Als Pastorin sind die Voraussetzungen dafür natürlich auch ganz gut. Als Krankenpfleger, Polizistin und Geburtshelfer genauso. Ich könnte an dieser Stelle jetzt alle (für Gott!) systemrelevanten Berufe aufzählen, lasse das aber, weil ich davon ausgehe, dass ihr wisst, was ich sagen will.

 

Das bedeutet aber nicht, dass der Tierpfleger im Zoo oder die Verkäuferin in der Porzellanabteilung eines Kaufhauses raus sind aus der Nummer. Gott hat dieselben Erwartungen an jede und jeden von uns. Und ja: Die Erwartungen sind hoch, aber sie sind erfüllbar. Weil wir genug sind, so wie wir sind.

 

Gott möchte, dass wir dem Licht den Weg bereiten. Dass wir Jesus Christus den Weg bereiten, wie Johannes es getan hat. Und wir können das. Egal wer wir sind, egal wie unser Leben sich entwickelt hat.

 

Denn alles hängt davon ab, wie wir miteinander umgehen, wie ich mit anderen Menschen umgehe. Auch als Verkäuferin in der Porzellanabteilung kann ich dem Licht den Weg bereiten, wenn ich ein freundliches Wort und ein Lächeln für die Kundinnen und Kunden übrighabe.
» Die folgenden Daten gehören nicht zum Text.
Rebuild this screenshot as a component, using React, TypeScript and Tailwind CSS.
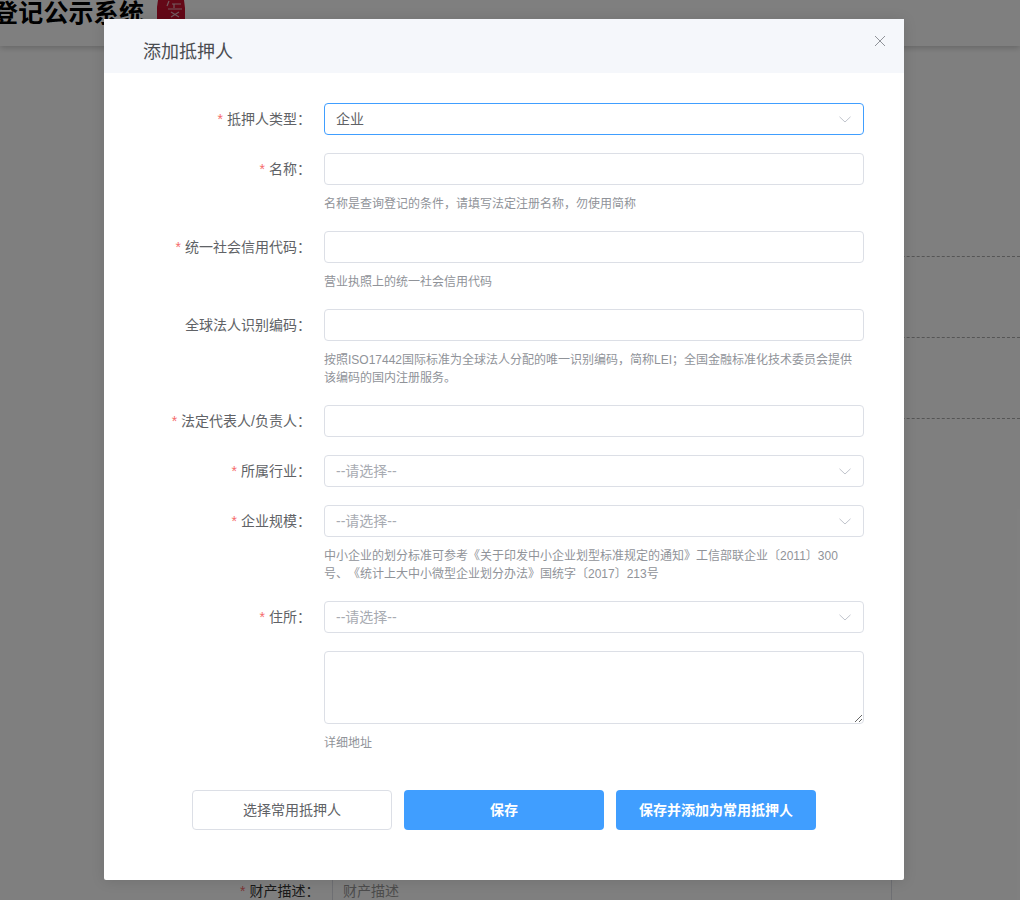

Auch als Tierpfleger im Zoo kann ich dem Licht den Weg bereiten, indem ich mich dafür einsetze, dass Tiere nicht gequält, sondern vernünftig behandelt werden. Als Bürokaufmann kann ich dem Licht den Weg bereiten, indem ich liebevoll mit meiner Frau oder meinem Mann umgehe. 

Als Taxifahrerin kann ich dem Licht den Weg bereiten, indem ich meinen Kindern beibringe, kritisch, aber trotzdem offen zu sein. Als Schüler oder Schülerin kann ich dem Licht den Weg bereiten, indem ich für andere einstehe. Als Kindergartenkind kann ich dem Licht den Weg bereiten, indem ich andere ohne Vorbehalte liebhabe.

 

Wir brauchen dafür nur das Bewusstsein, dass das, was wir sind und was wir tun, nicht nur genug, sondern sogar wichtig ist.

 

Ich bin neulich in meinem „Vertellis“ Tagebuch über ein schönes Zitat gestolpert: „Was ich heute mache, ist wichtig, denn ich gebe dafür einen Tag meines Lebens.“

 

Dieser Satz drückt so wunderbar aus, dass es völlig egal ist, ob ich Fensterputzer bin oder Bundeskanzlerin, oder Täufer oder Messias. Wichtig ist, dass das Licht in die Welt kommt! Und diesem Licht, das unsere Füße auf den Weg des Friedens lenkt, den Weg zu bereiten, dazu haben wir jeden Tag wieder Gelegenheit - 

egal, woher wir kommen, 

egal, wer wir sind, 

egal, was wir gelernt oder auch nicht gelernt haben.

 

Deshalb würde ich mich freuen, wenn ihr diese beiden Sätze mitnehmt:

 

Was ich heute mache, ist wichtig, denn ich gebe dafür einen Tag meines Lebens.

Was ich heute mache, ist wichtig, denn ich bereite damit den Weg für das Licht.